Kamal Nath, India’s Trade Minister, told Brown that the program could lead to a diplomatic crisis, and Sir Michael Arthur, the British High Commissioner, who is accompanying the Chancellor, warned him privately that his three-day trip could be overshadowed by the affair. The tension could continue on Friday, when Brown is due to visit a Bollywood studio in Bombay.
Shetty is a household name in India, being one of Bollywood’s top stars. India has the biggest film industry in the world, and celebrities such as Shetty are worshipped by their fans.
The Times of India carried the story on its front page under the headline “Big(ot) Brother bullies Shilpa." It declared: “Shilpa Shetty has unwittingly become the symbol of officially multicultural Britain’s very public, sometimes two-faced, fight against racism.”
The Indian Express also ran the story on its front, under the headline “Racists target Shilpa Shetty." It said: “Bollywood actress Shilpa Shetty, participating in U.K.’s popular reality TV show Celebrity Big Brother, is allegedly the target of racist attacks.”

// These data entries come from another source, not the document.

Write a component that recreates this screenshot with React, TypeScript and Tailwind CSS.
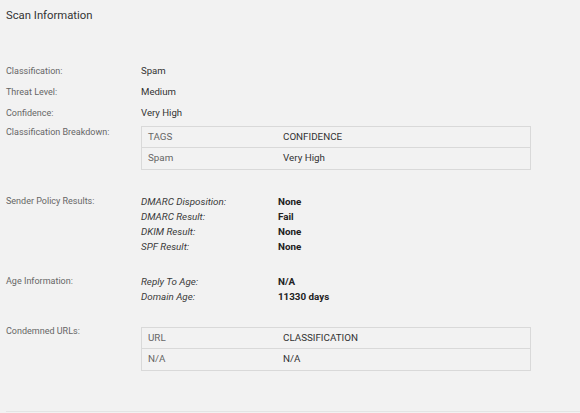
import React from "react";

const font = { fontFamily: "Roboto, 'Liberation Sans', sans-serif" };

function Label({ children }: { children: React.ReactNode }) {
  return <div className="w-[135px] shrink-0 text-[9px] leading-[16px] text-[#666]">{children}</div>;
}

function SimpleRow({ label, value }: { label: string; value: string }) {
  return (
    <div className="flex h-[21px] items-center">
      <div className="w-[135px] shrink-0 text-[9px] text-[#666]">{label}</div>
      <div className="text-[9.6px] text-[#333]">{value}</div>
    </div>
  );
}

function DataTable({ head, row }: { head: [string, string]; row: [string, string] }) {
  return (
    <div className="w-[390px] border border-[#d9d9d9] text-[9.8px]">
      <div className="flex h-[21px] items-center border-b border-[#d9d9d9]">
        <div className="w-[141px] shrink-0 pl-[6px] text-[#666]">{head[0]}</div>
        <div className="text-[#333]">{head[1]}</div>
      </div>
      <div className="flex h-[21px] items-center">
        <div className="w-[141px] shrink-0 pl-[6px] text-[#666]">{row[0]}</div>
        <div className="text-[#333]">{row[1]}</div>
      </div>
    </div>
  );
}

function PairList({ items }: { items: [string, string][] }) {
  return (
    <div className="pt-[2px]">
      {items.map(([k, v]) => (
        <div key={k} className="flex h-[15px] items-center text-[9.8px]">
          <div className="w-[137px] shrink-0 italic text-[#3a3a3a]">{k}</div>
          <div className="font-bold text-[#222]">{v}</div>
        </div>
      ))}
    </div>
  );
}

export default function App() {
  return (
    <div className="h-[413px] w-[580px] overflow-hidden bg-[#f2f2f2]" style={font}>
      <div className="pl-[6px]">
        <div className="h-[31px] text-[11.3px] leading-[31px] text-[#333]">Scan Information</div>

        <div className="mt-[30px]">
          <SimpleRow label="Classification:" value="Spam" />
          <SimpleRow label="Threat Level:" value="Medium" />
          <SimpleRow label="Confidence:" value="Very High" />
        </div>

        <div className="flex">
          <Label>Classification Breakdown:</Label>
          <div className="pt-[2px]">
            <DataTable head={["TAGS", "CONFIDENCE"]} row={["Spam", "Very High"]} />
          </div>
        </div>

        <div className="mt-[23px] flex">
          <Label>Sender Policy Results:</Label>
          <PairList
            items={[
              ["DMARC Disposition:", "None"],
              ["DMARC Result:", "Fail"],
              ["DKIM Result:", "None"],
              ["SPF Result:", "None"],
            ]}
          />
        </div>

        <div className="mt-[18px] flex">
          <Label>Age Information:</Label>
          <PairList
            items={[
              ["Reply To Age:", "N/A"],
              ["Domain Age:", "11330 days"],
            ]}
          />
        </div>

        <div className="mt-[18px] flex">
          <Label>Condemned URLs:</Label>
          <div className="pt-[4px]">
            <DataTable head={["URL", "CLASSIFICATION"]} row={["N/A", "N/A"]} />
          </div>
        </div>
      </div>
      <div className="ml-[6px] mt-[40px] border-t border-[#e4e4e4]" />
    </div>
  );
}
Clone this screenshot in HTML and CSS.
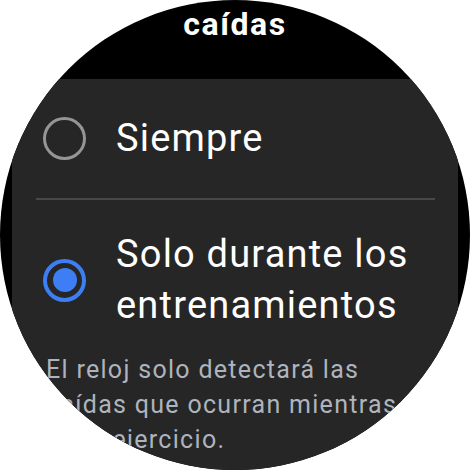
FILE: index.html
```html
<!DOCTYPE html>
<html lang="es">
<head>
<meta charset="utf-8">
<link rel="stylesheet" href="styles.css">
</head>
<body>
<div class="watch">
  <div class="title">caídas</div>
  <div class="card">
    <div class="option first">
      <span class="radio"></span>
      <span class="label">Siempre</span>
    </div>
    <div class="divider"></div>
    <div class="option second">
      <span class="radio on"><span class="dot"></span></span>
      <span class="label">Solo durante los entrenamientos</span>
    </div>
    <p class="desc">El reloj solo detectará las caídas que ocurran mientras hace ejercicio.</p>
  </div>
</div>
</body>
</html>
```
FILE: styles.css
```css
html, body {
  margin: 0;
  padding: 0;
  background: #ffffff;
}
.watch {
  width: 470px;
  height: 470px;
  border-radius: 50%;
  overflow: hidden;
  background: #000000;
  display: flex;
  flex-direction: column;
  font-family: Roboto, "Noto Sans", sans-serif;
}
.title {
  height: 79px;
  box-sizing: border-box;
  padding-top: 4px;
  text-align: center;
  color: #ffffff;
  font-weight: 700;
  font-size: 32px;
  line-height: 40px;
  letter-spacing: 1.6px;
}
.card {
  flex: 1;
  margin: 0 12px;
  background: #262626;
  border-radius: 10px 10px 0 0;
  padding: 0 23px 0 24px;
}
.option {
  display: flex;
  align-items: center;
  padding-left: 7px;
}
.option.first {
  height: 119px;
}
.option.second {
  height: 144px;
  padding-top: 8px;
}
.radio {
  flex: none;
  width: 43px;
  height: 43px;
  box-sizing: border-box;
  border-radius: 50%;
  border: 3px solid #959595;
  display: flex;
  align-items: center;
  justify-content: center;
}
.radio.on {
  border: 4px solid #3d7ef5;
}
.dot {
  width: 24px;
  height: 24px;
  border-radius: 50%;
  background: #3d7ef5;
}
.label {
  margin-left: 30px;
  color: #ffffff;
  font-size: 38px;
  line-height: 51px;
  letter-spacing: 1.2px;
}
.divider {
  height: 2px;
  background: #484848;
}
.desc {
  margin: 0;
  padding-left: 10px;
  color: #aeb4bd;
  font-size: 25px;
  line-height: 35px;
  letter-spacing: 1.3px;
}
```
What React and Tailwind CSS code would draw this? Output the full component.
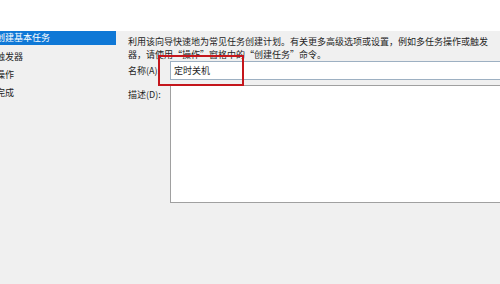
export default function App() {
  const steps = ["创建基本任务", "触发器", "操作", "完成"];

  return (
    <div className="relative w-[500px] h-[284px] overflow-hidden bg-[#f0f0f0] text-[9px] text-[#1e1e1e] font-['Noto_Sans_CJK_SC',sans-serif]">
      <div className="h-[31px] bg-white" />
      <div className="flex">
        {/* left wizard steps */}
        <div className="w-[122px] shrink-0 -ml-[6px]">
          {steps.map((s, i) =>
            i === 0 ? (
              <div key={s} className="h-[14px] mb-[3px] flex items-center pl-[2px] bg-[#0f78d6] text-white">
                {s}
              </div>
            ) : (
              <div key={s} className="h-[18px] flex items-center pl-[2px]">
                {s}
              </div>
            )
          )}
        </div>

        {/* right content */}
        <div className="flex-1 pl-[12px] pt-[4px]">
          <p className="leading-[13px] whitespace-nowrap">
            利用该向导快速地为常见任务创建计划。有关更多高级选项或设置，例如多任务操作或触发
          </p>
          <p className="leading-[13px] whitespace-nowrap">
            器，请使用“操作”窗格中的“创建任务”命令。
          </p>

          <div className="flex items-center h-[19px]">
            <span className="w-[42px] shrink-0">名称(A):</span>
            <div className="flex-1 h-[19px] bg-white border border-[#9db0c2] border-r-0 flex items-center pl-[3px]">
              定时关机
            </div>
          </div>

          <div className="flex mt-[5px]">
            <span className="w-[42px] shrink-0 pt-[3px]">描述(D):</span>
            <div className="flex-1 h-[118px] bg-white border border-[#a0a0a0] border-r-0" />
          </div>
        </div>
      </div>

      {/* red highlight box drawn over the name field */}
      <div className="absolute left-[158px] top-[55px] w-[86px] h-[31px] border-2 border-[#c4161c]" />
    </div>
  );
}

As well as complaints from the public, Hertfordshire police have started an inquiry — the programme is filmed at Elstree — and Carphone Warehouse, which sponsors the program, has threatened to withdraw support.
Shetty and the other contestants are unaware of the outside reaction. However, there could be an up side for Shetty. With a wave of public sympathy, William Hill, the bookmaker, has made her favorite to win.
Predictably, the controversy revived interest in a previously humdrum series. Tuesday’s highlights program averaged 4.5 million viewers, up from 3.5 million on Monday. The launch of the series attracted 7.3 million viewers.
The affair could have far-reaching ramifications for the state-owned broadcaster.
Andy Duncan, the Channel 4 chief executive, will deliver a speech to media regulators in Oxford today, warning them that the broadcaster’s future was in doubt. He is expected to call for a public subsidy to continue to produce innovative public service programming. The speech could not have come at a worse possible time.